Moon describes Henning’s Speedway, a popular attraction in the 1920s and 30s, a place familiar from my own work. Built at Pukaki Lagoon on land leased from the Harbour Board and on an old Māori settlement, the construction destroyed the original landscape and resulted in boxes of artefacts and kōiwi, human remains being handed to the Auckland Museum.

There are lighter touches, the story of the founding of Radio Hauraki, a response to a moribund public broadcasting system which ignored the music of the growing 1960s ‘youth culture.’ I remember the farcical nautical send off of these radio pirates with young people blocking the lowering of the fishing basin lift bridge by authorities attempting to block the sailing of the Radio Hauraki broadcast vessel, Tiri.
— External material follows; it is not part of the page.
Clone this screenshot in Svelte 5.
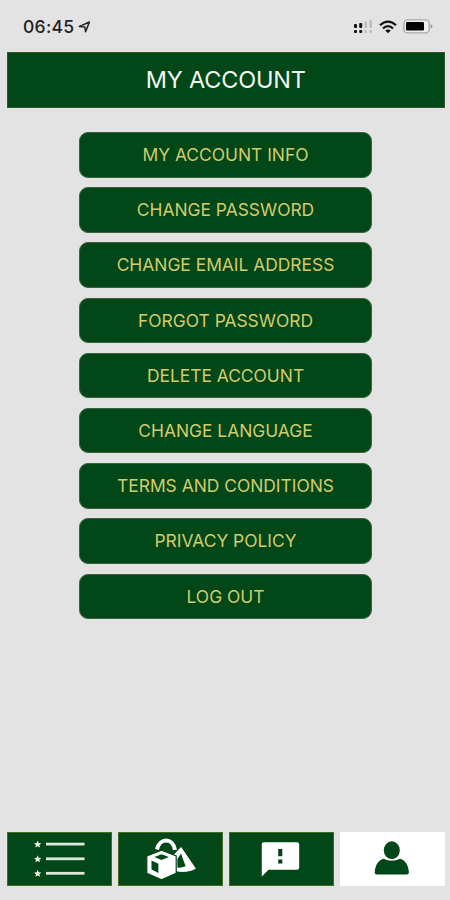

The ship sailed and as a younger Tim Shadbolt used to say when accused of being a ‘commie,’ ‘The first protest I ever took part in was in defence of private enterprise.’

The arrival of the dairy, Queen Street shopping, dance crazes and land marches, all these pass through Moon’s story of Tāmaki Makaurau Auckland. This is an accessible book aimed at a general audience written by a professional historian. It is not only very readable but referenced, footnoted and indexed allowing the reader to explore more fully any of the multitude of  parts which pique their curiosity. A great intro to Auckland.

 Reviewed by David Veart


David Veart

David Veart is an archaeologist who has a long association with Ihumātao. He is also the author of histories of cooking, children’s toys and the award winning, Digging up the Past, Archaeology for the Young and Curious.